##### MATERIAL FOR THIS EXERCISE #####

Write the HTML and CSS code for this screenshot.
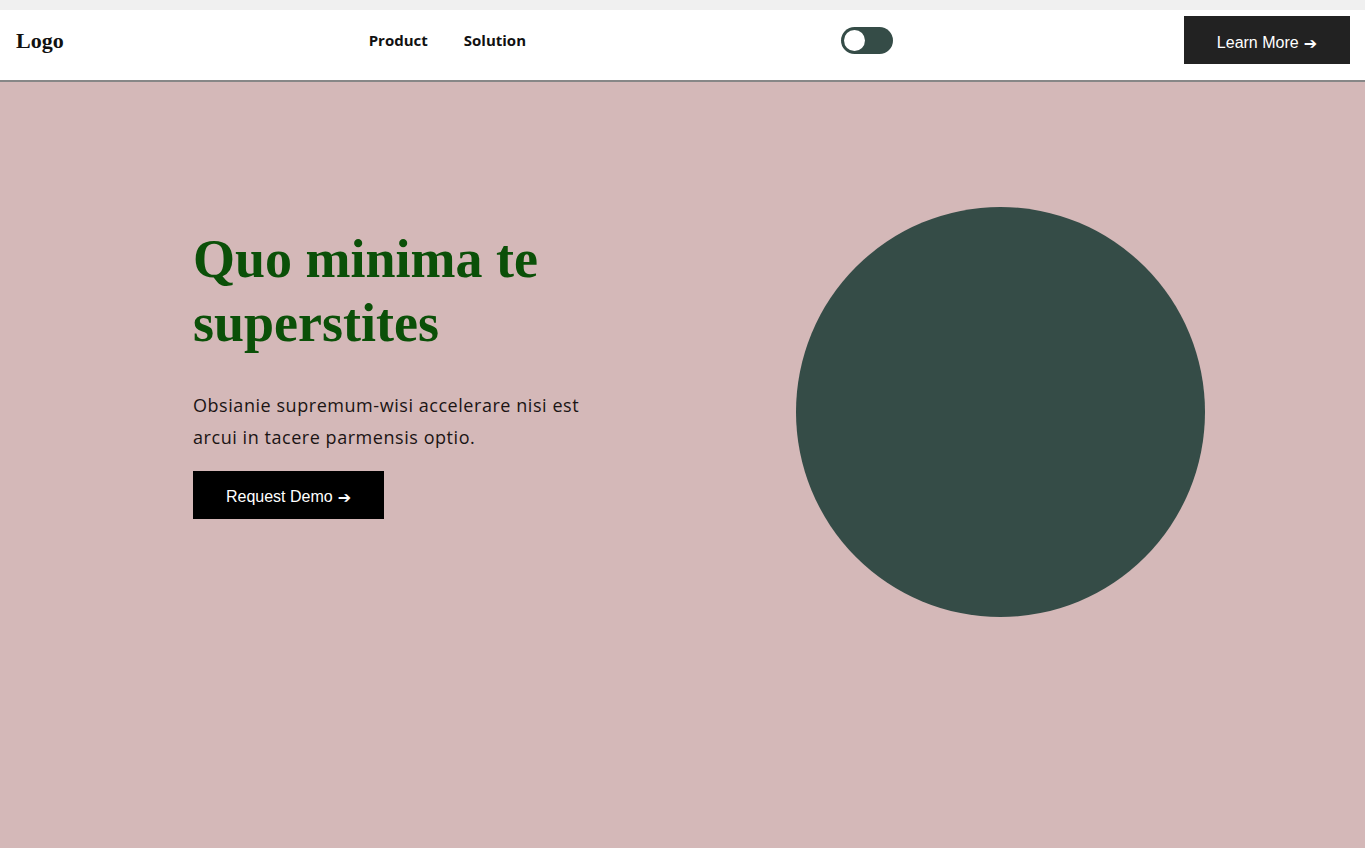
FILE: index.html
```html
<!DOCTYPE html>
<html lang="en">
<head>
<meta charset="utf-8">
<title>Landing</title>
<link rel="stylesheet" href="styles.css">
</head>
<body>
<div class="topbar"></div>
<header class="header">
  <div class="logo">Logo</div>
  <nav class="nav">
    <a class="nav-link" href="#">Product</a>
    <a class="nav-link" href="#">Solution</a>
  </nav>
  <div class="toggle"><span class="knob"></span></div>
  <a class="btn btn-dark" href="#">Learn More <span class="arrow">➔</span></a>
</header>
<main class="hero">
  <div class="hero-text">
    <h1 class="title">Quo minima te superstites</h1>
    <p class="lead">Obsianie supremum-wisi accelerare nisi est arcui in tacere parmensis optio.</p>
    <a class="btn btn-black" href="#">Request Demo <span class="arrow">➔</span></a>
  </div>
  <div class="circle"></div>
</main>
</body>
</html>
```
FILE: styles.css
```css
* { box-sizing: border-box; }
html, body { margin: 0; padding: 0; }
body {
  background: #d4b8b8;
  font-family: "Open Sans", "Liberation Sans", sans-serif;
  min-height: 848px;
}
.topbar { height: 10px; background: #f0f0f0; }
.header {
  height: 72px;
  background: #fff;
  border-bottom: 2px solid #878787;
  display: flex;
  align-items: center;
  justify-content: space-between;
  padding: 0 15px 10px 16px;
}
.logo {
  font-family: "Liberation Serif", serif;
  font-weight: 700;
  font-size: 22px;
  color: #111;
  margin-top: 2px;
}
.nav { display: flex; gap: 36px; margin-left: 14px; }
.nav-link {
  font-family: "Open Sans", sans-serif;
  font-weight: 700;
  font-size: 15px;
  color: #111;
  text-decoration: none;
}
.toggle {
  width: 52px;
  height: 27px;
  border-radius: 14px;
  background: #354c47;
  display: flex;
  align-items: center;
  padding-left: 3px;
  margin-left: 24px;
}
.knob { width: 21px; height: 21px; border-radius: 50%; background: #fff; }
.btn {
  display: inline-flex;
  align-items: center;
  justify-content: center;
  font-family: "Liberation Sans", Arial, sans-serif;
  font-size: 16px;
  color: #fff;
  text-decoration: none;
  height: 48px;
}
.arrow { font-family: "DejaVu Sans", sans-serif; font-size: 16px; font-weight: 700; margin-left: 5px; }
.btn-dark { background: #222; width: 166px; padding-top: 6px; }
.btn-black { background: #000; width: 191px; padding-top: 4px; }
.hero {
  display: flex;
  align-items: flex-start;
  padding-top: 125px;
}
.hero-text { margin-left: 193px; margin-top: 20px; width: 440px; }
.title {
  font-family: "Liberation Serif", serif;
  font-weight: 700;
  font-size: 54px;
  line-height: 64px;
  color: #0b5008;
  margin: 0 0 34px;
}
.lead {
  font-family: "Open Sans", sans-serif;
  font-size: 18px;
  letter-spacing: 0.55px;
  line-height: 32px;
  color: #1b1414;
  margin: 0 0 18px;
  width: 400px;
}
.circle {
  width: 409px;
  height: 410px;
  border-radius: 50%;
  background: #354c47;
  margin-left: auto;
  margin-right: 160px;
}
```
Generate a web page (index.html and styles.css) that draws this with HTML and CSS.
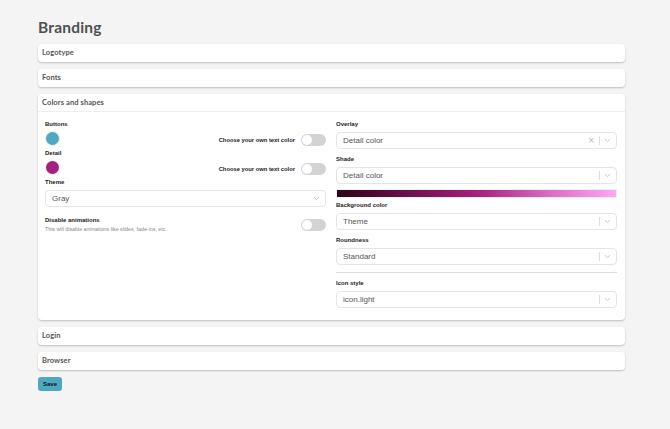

#####

Drop the images and repeat the data exactly.

Write the HTML and CSS code for this screenshot.
FILE: index.html
```html
<!DOCTYPE html>
<html lang="en">
<head>
<meta charset="utf-8">
<title>Landing</title>
<link rel="stylesheet" href="styles.css">
</head>
<body>
<div class="topbar"></div>
<header class="header">
  <div class="logo">Logo</div>
  <nav class="nav">
    <a class="nav-link" href="#">Product</a>
    <a class="nav-link" href="#">Solution</a>
  </nav>
  <div class="toggle"><span class="knob"></span></div>
  <a class="btn btn-dark" href="#">Learn More <span class="arrow">➔</span></a>
</header>
<main class="hero">
  <div class="hero-text">
    <h1 class="title">Quo minima te superstites</h1>
    <p class="lead">Obsianie supremum-wisi accelerare nisi est arcui in tacere parmensis optio.</p>
    <a class="btn btn-black" href="#">Request Demo <span class="arrow">➔</span></a>
  </div>
  <div class="circle"></div>
</main>
</body>
</html>
```
FILE: styles.css
```css
* { box-sizing: border-box; }
html, body { margin: 0; padding: 0; }
body {
  background: #d4b8b8;
  font-family: "Open Sans", "Liberation Sans", sans-serif;
  min-height: 848px;
}
.topbar { height: 10px; background: #f0f0f0; }
.header {
  height: 72px;
  background: #fff;
  border-bottom: 2px solid #878787;
  display: flex;
  align-items: center;
  justify-content: space-between;
  padding: 0 15px 10px 16px;
}
.logo {
  font-family: "Liberation Serif", serif;
  font-weight: 700;
  font-size: 22px;
  color: #111;
  margin-top: 2px;
}
.nav { display: flex; gap: 36px; margin-left: 14px; }
.nav-link {
  font-family: "Open Sans", sans-serif;
  font-weight: 700;
  font-size: 15px;
  color: #111;
  text-decoration: none;
}
.toggle {
  width: 52px;
  height: 27px;
  border-radius: 14px;
  background: #354c47;
  display: flex;
  align-items: center;
  padding-left: 3px;
  margin-left: 24px;
}
.knob { width: 21px; height: 21px; border-radius: 50%; background: #fff; }
.btn {
  display: inline-flex;
  align-items: center;
  justify-content: center;
  font-family: "Liberation Sans", Arial, sans-serif;
  font-size: 16px;
  color: #fff;
  text-decoration: none;
  height: 48px;
}
.arrow { font-family: "DejaVu Sans", sans-serif; font-size: 16px; font-weight: 700; margin-left: 5px; }
.btn-dark { background: #222; width: 166px; padding-top: 6px; }
.btn-black { background: #000; width: 191px; padding-top: 4px; }
.hero {
  display: flex;
  align-items: flex-start;
  padding-top: 125px;
}
.hero-text { margin-left: 193px; margin-top: 20px; width: 440px; }
.title {
  font-family: "Liberation Serif", serif;
  font-weight: 700;
  font-size: 54px;
  line-height: 64px;
  color: #0b5008;
  margin: 0 0 34px;
}
.lead {
  font-family: "Open Sans", sans-serif;
  font-size: 18px;
  letter-spacing: 0.55px;
  line-height: 32px;
  color: #1b1414;
  margin: 0 0 18px;
  width: 400px;
}
.circle {
  width: 409px;
  height: 410px;
  border-radius: 50%;
  background: #354c47;
  margin-left: auto;
  margin-right: 160px;
}
```
Generate a web page (index.html and styles.css) that draws this with HTML and CSS.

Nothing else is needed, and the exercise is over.